**Written request**
Within the material below, find each line bearing the word "styles" and present it.
+ + + + +
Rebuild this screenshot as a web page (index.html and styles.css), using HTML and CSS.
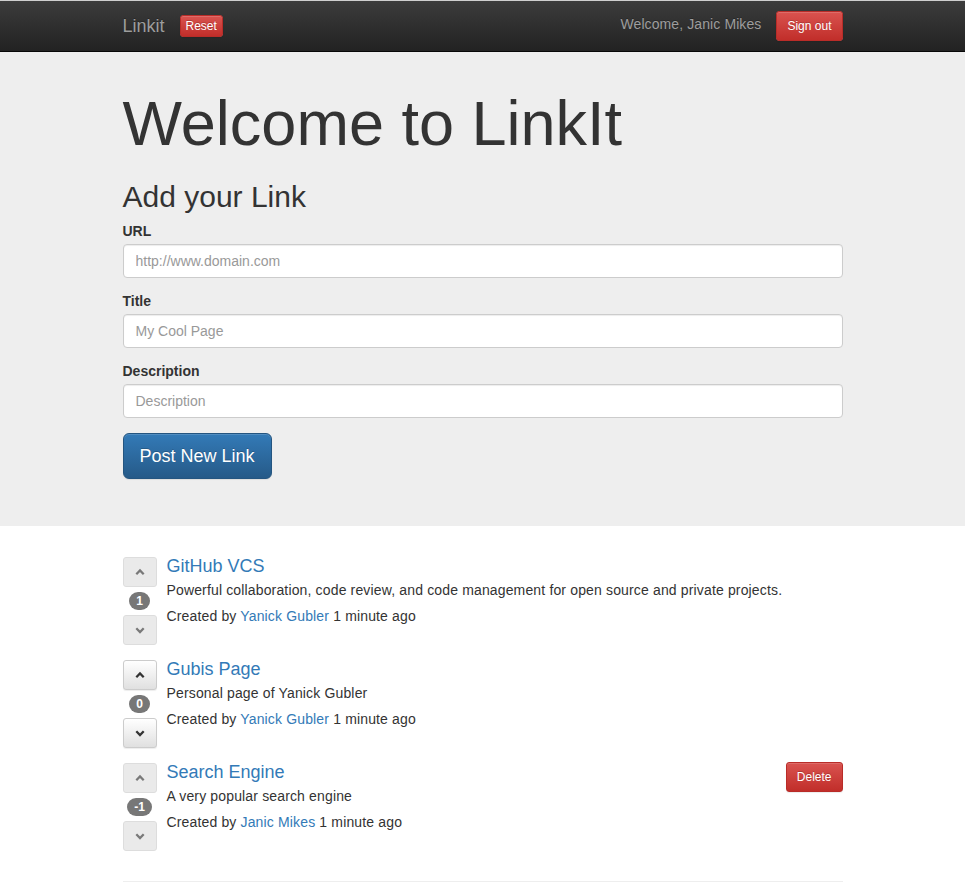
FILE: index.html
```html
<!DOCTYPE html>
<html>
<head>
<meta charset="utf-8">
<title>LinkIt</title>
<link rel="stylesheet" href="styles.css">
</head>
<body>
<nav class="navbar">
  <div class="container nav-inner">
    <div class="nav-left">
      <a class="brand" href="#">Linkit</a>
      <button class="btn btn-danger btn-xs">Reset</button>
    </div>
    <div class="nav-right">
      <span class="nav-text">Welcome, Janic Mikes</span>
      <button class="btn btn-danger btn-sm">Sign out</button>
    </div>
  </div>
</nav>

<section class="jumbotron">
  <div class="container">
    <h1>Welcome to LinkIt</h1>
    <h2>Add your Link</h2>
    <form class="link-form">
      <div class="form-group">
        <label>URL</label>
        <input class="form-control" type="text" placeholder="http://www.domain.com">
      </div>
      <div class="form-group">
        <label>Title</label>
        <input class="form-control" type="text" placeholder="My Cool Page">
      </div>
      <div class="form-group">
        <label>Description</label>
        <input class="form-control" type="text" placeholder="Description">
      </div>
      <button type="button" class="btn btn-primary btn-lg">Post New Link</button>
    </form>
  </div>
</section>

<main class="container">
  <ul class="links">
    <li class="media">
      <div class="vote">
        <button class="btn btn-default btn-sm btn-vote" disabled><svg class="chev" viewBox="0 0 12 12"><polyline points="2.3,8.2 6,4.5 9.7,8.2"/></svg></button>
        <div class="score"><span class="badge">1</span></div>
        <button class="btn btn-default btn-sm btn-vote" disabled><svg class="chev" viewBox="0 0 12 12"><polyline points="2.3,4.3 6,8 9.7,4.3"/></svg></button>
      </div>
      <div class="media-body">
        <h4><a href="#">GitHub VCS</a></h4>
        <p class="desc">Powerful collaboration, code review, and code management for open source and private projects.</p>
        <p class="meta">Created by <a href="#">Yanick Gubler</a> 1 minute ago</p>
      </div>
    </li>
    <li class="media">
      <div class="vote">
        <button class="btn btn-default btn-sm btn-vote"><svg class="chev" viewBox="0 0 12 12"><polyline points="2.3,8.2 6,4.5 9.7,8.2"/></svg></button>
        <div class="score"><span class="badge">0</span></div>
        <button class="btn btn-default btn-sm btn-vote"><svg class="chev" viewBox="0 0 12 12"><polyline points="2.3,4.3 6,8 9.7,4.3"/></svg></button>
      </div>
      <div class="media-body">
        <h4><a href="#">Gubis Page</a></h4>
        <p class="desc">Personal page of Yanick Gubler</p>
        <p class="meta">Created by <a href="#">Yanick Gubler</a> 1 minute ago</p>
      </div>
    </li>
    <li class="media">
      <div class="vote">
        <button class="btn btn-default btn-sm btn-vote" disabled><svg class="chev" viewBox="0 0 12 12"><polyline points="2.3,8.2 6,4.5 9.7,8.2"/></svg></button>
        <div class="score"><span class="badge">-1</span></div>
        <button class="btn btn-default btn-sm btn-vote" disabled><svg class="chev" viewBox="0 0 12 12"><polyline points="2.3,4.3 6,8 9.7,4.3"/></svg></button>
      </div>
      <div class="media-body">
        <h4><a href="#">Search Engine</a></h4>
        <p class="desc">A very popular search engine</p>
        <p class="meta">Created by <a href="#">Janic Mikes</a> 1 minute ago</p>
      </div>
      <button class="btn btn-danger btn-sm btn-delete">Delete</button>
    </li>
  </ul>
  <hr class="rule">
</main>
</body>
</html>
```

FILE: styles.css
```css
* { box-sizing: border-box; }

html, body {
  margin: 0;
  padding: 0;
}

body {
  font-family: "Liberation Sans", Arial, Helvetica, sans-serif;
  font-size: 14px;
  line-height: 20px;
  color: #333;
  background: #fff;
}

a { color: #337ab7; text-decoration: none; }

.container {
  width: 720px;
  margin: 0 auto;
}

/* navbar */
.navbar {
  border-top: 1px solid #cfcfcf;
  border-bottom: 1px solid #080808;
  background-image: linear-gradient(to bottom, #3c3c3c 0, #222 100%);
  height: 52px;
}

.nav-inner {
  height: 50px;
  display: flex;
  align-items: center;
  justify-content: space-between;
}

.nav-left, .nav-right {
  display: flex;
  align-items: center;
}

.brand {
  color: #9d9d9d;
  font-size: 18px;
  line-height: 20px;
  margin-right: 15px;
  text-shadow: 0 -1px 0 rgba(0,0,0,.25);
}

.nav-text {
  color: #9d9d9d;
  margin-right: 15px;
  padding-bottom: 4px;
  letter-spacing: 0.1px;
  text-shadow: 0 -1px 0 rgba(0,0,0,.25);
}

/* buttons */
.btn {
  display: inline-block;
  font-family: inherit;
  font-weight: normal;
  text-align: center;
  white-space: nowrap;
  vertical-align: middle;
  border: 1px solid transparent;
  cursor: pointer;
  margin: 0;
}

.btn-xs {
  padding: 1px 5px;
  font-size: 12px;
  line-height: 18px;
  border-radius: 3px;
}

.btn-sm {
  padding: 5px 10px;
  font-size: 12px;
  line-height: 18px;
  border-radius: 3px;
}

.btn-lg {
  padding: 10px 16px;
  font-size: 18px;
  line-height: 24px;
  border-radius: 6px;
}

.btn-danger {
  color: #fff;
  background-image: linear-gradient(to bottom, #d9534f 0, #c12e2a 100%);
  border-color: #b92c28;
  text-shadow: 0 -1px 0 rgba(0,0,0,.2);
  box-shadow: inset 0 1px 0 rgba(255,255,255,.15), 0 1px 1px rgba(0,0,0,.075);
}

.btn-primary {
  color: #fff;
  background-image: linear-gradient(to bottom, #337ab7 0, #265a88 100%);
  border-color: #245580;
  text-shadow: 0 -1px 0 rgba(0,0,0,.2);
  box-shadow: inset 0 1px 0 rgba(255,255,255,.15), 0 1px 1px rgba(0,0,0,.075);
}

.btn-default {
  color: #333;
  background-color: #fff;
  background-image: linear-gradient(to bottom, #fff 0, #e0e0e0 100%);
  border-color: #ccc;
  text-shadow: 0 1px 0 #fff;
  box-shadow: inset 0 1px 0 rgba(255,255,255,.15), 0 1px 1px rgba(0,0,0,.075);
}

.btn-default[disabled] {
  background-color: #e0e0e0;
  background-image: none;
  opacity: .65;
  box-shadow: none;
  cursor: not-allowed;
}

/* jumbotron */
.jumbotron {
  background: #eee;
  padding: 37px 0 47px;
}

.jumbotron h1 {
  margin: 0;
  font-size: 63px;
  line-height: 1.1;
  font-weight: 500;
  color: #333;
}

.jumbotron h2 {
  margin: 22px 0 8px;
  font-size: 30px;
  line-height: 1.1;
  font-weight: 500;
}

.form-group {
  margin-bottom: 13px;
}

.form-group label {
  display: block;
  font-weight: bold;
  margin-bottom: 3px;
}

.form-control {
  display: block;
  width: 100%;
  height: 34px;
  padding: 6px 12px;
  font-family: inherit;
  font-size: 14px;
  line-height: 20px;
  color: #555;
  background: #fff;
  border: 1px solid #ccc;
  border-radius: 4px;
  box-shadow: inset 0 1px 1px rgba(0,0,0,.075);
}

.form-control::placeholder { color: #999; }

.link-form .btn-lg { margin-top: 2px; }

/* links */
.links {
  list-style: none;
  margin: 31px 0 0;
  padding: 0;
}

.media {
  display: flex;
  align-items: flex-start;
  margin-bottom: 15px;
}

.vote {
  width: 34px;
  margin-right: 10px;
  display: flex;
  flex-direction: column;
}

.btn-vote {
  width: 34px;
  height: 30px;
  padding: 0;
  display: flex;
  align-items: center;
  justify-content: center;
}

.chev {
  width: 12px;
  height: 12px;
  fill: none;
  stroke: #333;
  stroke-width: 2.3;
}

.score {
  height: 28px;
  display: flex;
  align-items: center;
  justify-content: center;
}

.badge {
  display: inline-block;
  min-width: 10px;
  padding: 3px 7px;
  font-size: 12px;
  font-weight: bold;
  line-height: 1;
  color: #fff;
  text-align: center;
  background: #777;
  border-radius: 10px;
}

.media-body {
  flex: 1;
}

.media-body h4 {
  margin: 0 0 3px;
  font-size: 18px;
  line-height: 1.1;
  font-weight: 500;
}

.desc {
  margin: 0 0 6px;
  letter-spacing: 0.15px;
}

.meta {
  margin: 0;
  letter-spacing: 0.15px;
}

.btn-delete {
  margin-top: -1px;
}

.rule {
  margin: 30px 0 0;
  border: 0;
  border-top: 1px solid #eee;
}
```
+ + + + +
**Answer in full**
Rebuild this screenshot as a web page (index.html and styles.css), using HTML and CSS.
<link rel="stylesheet" href="styles.css">
FILE: styles.css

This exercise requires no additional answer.